A Associação Nacional de Jornais (ANJ) também criticou Bolsonaro. “Mais uma vez, o presidente mostra sua incapacidade de compreender a atividade jornalística e externa seu caráter autoritário. Os jornalistas trabalham para levar os fatos de interesse público ao conhecimento da população e têm o direito e o dever de inquirir as autoridades públicas”, disse a entidade.
Nomeação
O novo diretor da PF é considerado o braço direito do diretor da Agência Brasileira de Inteligência (Abin), Alexandre Ramagem. Na semana passada, Ramagem chegou a ser nomeado por Bolsonaro, mas o ato foi barrado por decisão do ministro Alexandre de Moraes, do Supremo Tribunal Federal. O ministro entendeu que a nomeação não atendeu ao princípio da impessoalidade.
Como mostrou o Estadão no sábado, a nomeação de Rolando é vista como uma alternativa do presidente para manter a influência de Ramagem, que é próximo à família Bolsonaro, na corporação.
Investigação
O agora ex-superintendente da PF no Rio poderá ser ouvido pela PF no inquérito que apura desvio de finalidade e tentativa de “interferência política” de Bolsonaro na corporação.
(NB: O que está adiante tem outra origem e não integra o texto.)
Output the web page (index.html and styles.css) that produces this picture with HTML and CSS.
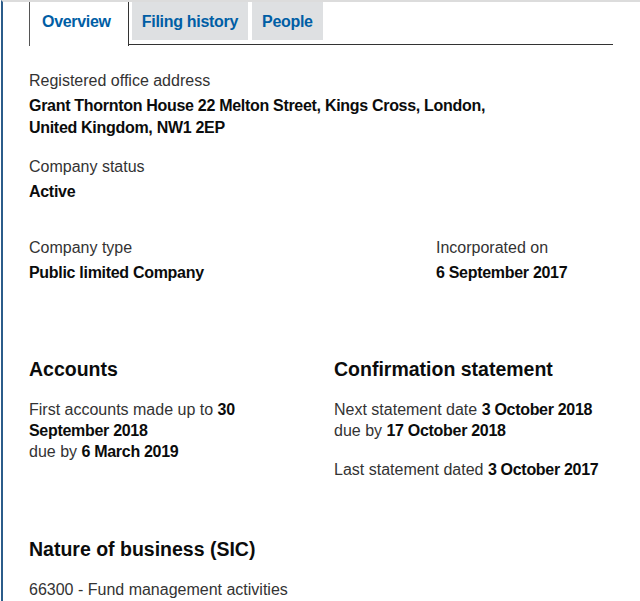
FILE: index.html
```html
<!DOCTYPE html>
<html lang="en">
<head>
  <meta charset="UTF-8">
  <title>Company overview</title>
  <link rel="stylesheet" href="styles.css">
</head>
<body>
  <div class="page">
    <ul class="tabs">
      <li class="tab active"><a href="#">Overview</a></li>
      <li class="tab"><a href="#">Filing history</a></li>
      <li class="tab"><a href="#">People</a></li>
    </ul>

    <div class="content">
      <dl class="field">
        <dt>Registered office address</dt>
        <dd>Grant Thornton House 22 Melton Street, Kings Cross, London,<br>United Kingdom, NW1 2EP</dd>
      </dl>

      <dl class="field status">
        <dt>Company status</dt>
        <dd>Active</dd>
      </dl>

      <div class="row row-type">
        <dl class="field">
          <dt>Company type</dt>
          <dd>Public limited Company</dd>
        </dl>
        <dl class="field">
          <dt>Incorporated on</dt>
          <dd>6 September 2017</dd>
        </dl>
      </div>

      <div class="row row-half">
        <div class="col first">
          <h2>Accounts</h2>
          <p>First accounts made up to <strong>30 September 2018</strong><br>due by <strong>6 March 2019</strong></p>
        </div>
        <div class="col">
          <h2>Confirmation statement</h2>
          <p>Next statement date <strong>3 October 2018</strong><br>due by <strong>17 October 2018</strong></p>
          <p class="last">Last statement dated <strong>3 October 2017</strong></p>
        </div>
      </div>

      <h2 class="sic-title">Nature of business (SIC)</h2>
      <p class="sic">66300 - Fund management activities</p>
    </div>
  </div>
</body>
</html>
```

FILE: styles.css
```css
* { box-sizing: border-box; }
body { margin: 0; font-family: "Liberation Sans", Arial, sans-serif; font-size: 16px; color: #0b0c0c; background: #fff; }
.page { border-left: 2px solid #2b5c8a; border-top: 2px solid #dcdcdc; min-height: 601px; margin-left: 1px; }

.tabs { list-style: none; margin: 0 27px 0 26px; padding: 0; display: flex; gap: 4px; border-bottom: 1px solid #333; height: 43px; align-items: flex-start; }
.tab { background: #dee0e2; height: 38px; }
.tab a { display: block; padding: 11px 10px 0; font-weight: bold; font-size: 16px; letter-spacing: -0.3px; color: #005ea5; text-decoration: none; }
.tab.active { background: #fff; height: 44px; border-left: 1px solid #555; border-right: 1px solid #333; margin-right: -1px; }
.tab.active a { padding: 11px 17px 0 12px; }

.content { padding: 0 27px 0 26px; color: #333; }
.field { margin: 0; }
.field dt { margin-top: 25px; line-height: 21px; color: #333; }
.field dd { margin: 4px 0 0; font-weight: bold; letter-spacing: -0.3px; color: #0b0c0c; line-height: 22px; }
.status dt { margin-top: 17px; }

.row { display: grid; }
.row-type { grid-template-columns: 407px 1fr; margin-top: 34px; }
.row-type .field dt { margin-top: 0; }
.row-half { grid-template-columns: 305px 1fr; margin-top: 73px; }
.col.first { padding-right: 30px; }

h2 { font-size: 19.5px; margin: 0; color: #0b0c0c; line-height: 24px; }
p { margin: 18px 0 0; line-height: 21px; }
strong { color: #0b0c0c; letter-spacing: -0.3px; }
p.last { margin-top: 18px; }

.sic-title { margin-top: 57px; }
.sic { margin-top: 18px; }
```
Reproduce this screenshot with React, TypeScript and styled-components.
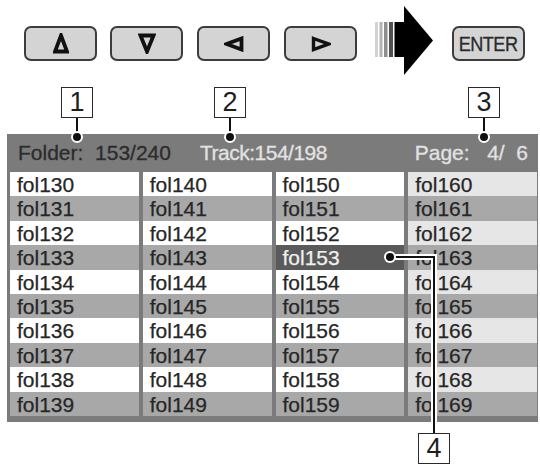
import React from "react";
import styled, { createGlobalStyle } from "styled-components";

const GlobalStyle = createGlobalStyle`
  body {
    margin: 0;
    background: #fff;
    font-family: "Liberation Sans", Arial, sans-serif;
  }
`;

const Screen = styled.div`
  position: relative;
  width: 540px;
  height: 467px;
  overflow: hidden;
  background: #fff;
`;

const Toolbar = styled.div`
  display: flex;
  align-items: flex-start;
  height: 35px;
  padding: 26px 0 0 24px;
`;

const KeyButton = styled.div<{ $gap?: number }>`
  box-sizing: border-box;
  width: 73px;
  height: 35px;
  margin-left: ${({ $gap }) => $gap ?? 0}px;
  display: flex;
  align-items: center;
  justify-content: center;
  background: #d4d4d4;
  border: 2.5px solid #3c3c3c;
  border-radius: 7px;
  color: #2a2a2a;
`;

const EnterLabel = styled.span`
  display: inline-block;
  font-size: 21px;
  letter-spacing: -0.6px;
  line-height: 1;
  transform: scaleX(0.86);
  -webkit-text-stroke: 0.3px #2a2a2a;
`;

const BigArrow = styled.svg`
  flex: none;
  margin: -20px 19px 0 18px;
`;

const Panel = styled.div`
  width: 531px;
  margin: 73px 0 0 7px;
  background: #7b7b7b;
`;

const Header = styled.div`
  display: grid;
  grid-template-columns: 182px 1fr auto;
  align-items: center;
  height: 38px;
  padding: 0 10px 0 11px;
  font-size: 21px;
  white-space: pre;
`;

const HeaderText = styled.span<{ $dim?: boolean; $tight?: boolean }>`
  color: ${({ $dim }) => ($dim ? "#2c2c2c" : "#e2e2e2")};
  letter-spacing: ${({ $tight }) => ($tight ? "-0.5px" : "0")};
  -webkit-text-stroke: 0.3px ${({ $dim }) => ($dim ? "#2c2c2c" : "#e2e2e2")};
`;

const FolderGrid = styled.div`
  display: grid;
  grid-auto-flow: column;
  grid-template-columns: repeat(4, 1fr);
  grid-template-rows: repeat(10, 24.4px);
  column-gap: 4px;
  padding: 0 1px 6px 3px;
`;

type Tone = "light" | "dark" | "pale" | "active";

const toneBg: Record<Tone, string> = {
  light: "#ffffff",
  dark: "#a8a8a8",
  pale: "#e6e6e6",
  active: "#5a5a5a",
};

const Cell = styled.div<{ $tone: Tone }>`
  padding: 1px 0 0 7px;
  font-size: 21px;
  line-height: 23.4px;
  background: ${({ $tone }) => toneBg[$tone]};
  color: ${({ $tone }) => ($tone === "active" ? "#f0f0f0" : "#262626")};
  -webkit-text-stroke: 0.25px
    ${({ $tone }) => ($tone === "active" ? "#f0f0f0" : "#262626")};
`;

const Callout = styled.div<{ $x: number; $y: number }>`
  position: absolute;
  left: ${({ $x }) => $x}px;
  top: ${({ $y }) => $y}px;
  display: flex;
  flex-direction: column;
  align-items: center;
`;

const NumberBox = styled.div`
  box-sizing: border-box;
  width: 32px;
  height: 31px;
  display: flex;
  align-items: center;
  justify-content: center;
  background: #fff;
  border: 1.5px solid #2a2a2a;
  font-size: 27px;
  color: #1e1e1e;
  line-height: 1;
`;

const Stem = styled.div<{ $len: number }>`
  width: 2px;
  height: ${({ $len }) => $len}px;
  background: #111;
`;

const Dot = styled.div`
  width: 8px;
  height: 8px;
  margin-top: -2px;
  border-radius: 50%;
  background: #111;
  border: 2px solid #fff;
`;

const LeaderLayer = styled.svg`
  position: absolute;
  left: 0;
  top: 0;
  pointer-events: none;
`;

const UpIcon = () => (
  <svg width="16" height="21" viewBox="0 0 16 21">
    <polygon points="8,2.5 14,18.5 2,18.5" fill="none" stroke="#111" strokeWidth="3.8" />
  </svg>
);

const DownIcon = () => (
  <svg width="18" height="21" viewBox="0 0 18 21">
    <polygon points="2.5,2.5 15.5,2.5 9,18.5" fill="none" stroke="#111" strokeWidth="3.8" />
  </svg>
);

const LeftIcon = () => (
  <svg width="20" height="16" viewBox="0 0 20 16">
    <polygon points="2.5,8 17.5,2.5 17.5,13.5" fill="none" stroke="#111" strokeWidth="3.8" />
  </svg>
);

const RightIcon = () => (
  <svg width="20" height="16" viewBox="0 0 20 16">
    <polygon points="2.5,2.5 17.5,8 2.5,13.5" fill="none" stroke="#111" strokeWidth="3.4" />
  </svg>
);

const columns = [130, 140, 150, 160];
const activeFolder = 153;

function toneFor(folder: number, col: number, row: number): Tone {
  if (folder === activeFolder) return "active";
  if (row % 2 === 1) return "dark";
  return col === 3 ? "pale" : "light";
}

export default function App() {
  return (
    <Screen>
      <GlobalStyle />
      <Toolbar>
        <KeyButton>
          <UpIcon />
        </KeyButton>
        <KeyButton $gap={13}>
          <DownIcon />
        </KeyButton>
        <KeyButton $gap={14}>
          <LeftIcon />
        </KeyButton>
        <KeyButton $gap={14}>
          <RightIcon />
        </KeyButton>
        <BigArrow width="58" height="70" viewBox="0 0 58 70">
          <rect x="0" y="16" width="3" height="35" fill="#d2d2d2" />
          <rect x="4.5" y="16" width="3" height="35" fill="#b4b4b4" />
          <rect x="9" y="16" width="3.5" height="35" fill="#8e8e8e" />
          <rect x="14" y="16" width="4" height="35" fill="#505050" />
          <rect x="19.5" y="16" width="10" height="35" fill="#000" />
          <polygon points="29,0 58,34.5 29,69" fill="#000" />
        </BigArrow>
        <KeyButton>
          <EnterLabel>ENTER</EnterLabel>
        </KeyButton>
      </Toolbar>

      <Panel>
        <Header>
          <HeaderText $dim>{"Folder:  153/240"}</HeaderText>
          <HeaderText $tight>Track:154/198</HeaderText>
          <HeaderText>{"Page:   4/  6"}</HeaderText>
        </Header>
        <FolderGrid>
          {columns.map((start, col) =>
            Array.from({ length: 10 }, (_, row) => {
              const folder = start + row;
              return (
                <Cell key={folder} $tone={toneFor(folder, col, row)}>
                  fol{folder}
                </Cell>
              );
            })
          )}
        </FolderGrid>
      </Panel>

      <LeaderLayer width="540" height="467" viewBox="0 0 540 467">
        <polyline points="390,257 434,257 434,434" fill="none" stroke="#fff" strokeWidth="6" />
        <polyline points="390,257 434,257 434,434" fill="none" stroke="#111" strokeWidth="2" />
        <circle cx="390" cy="257" r="6" fill="#fff" />
        <circle cx="390" cy="257" r="4" fill="#111" />
      </LeaderLayer>

      <Callout $x={61} $y={87}>
        <NumberBox>1</NumberBox>
        <Stem $len={15} />
        <Dot />
      </Callout>
      <Callout $x={214} $y={87}>
        <NumberBox>2</NumberBox>
        <Stem $len={15} />
        <Dot />
      </Callout>
      <Callout $x={468} $y={87}>
        <NumberBox>3</NumberBox>
        <Stem $len={15} />
        <Dot />
      </Callout>
      <Callout $x={418} $y={433}>
        <NumberBox>4</NumberBox>
      </Callout>
    </Screen>
  );
}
Ontem, o procurador-geral da República, Augusto Aras, pediu ao Supremo que autorizasse o depoimento do novo diretor executivo da Polícia Federal.
Em agosto do ano passado, Oliveira estava no centro da crise entre Bolsonaro e Moro pela troca de comando na PF. Além dele, deverão ser ouvidos no caso o ex-diretor-geral da PF Maurício Valeixo e o superintendente no Amazonas, Alexandre Saraiva – nome que chegou a ser indicado por Bolsonaro para Oliveira no comando da corporação no Rio.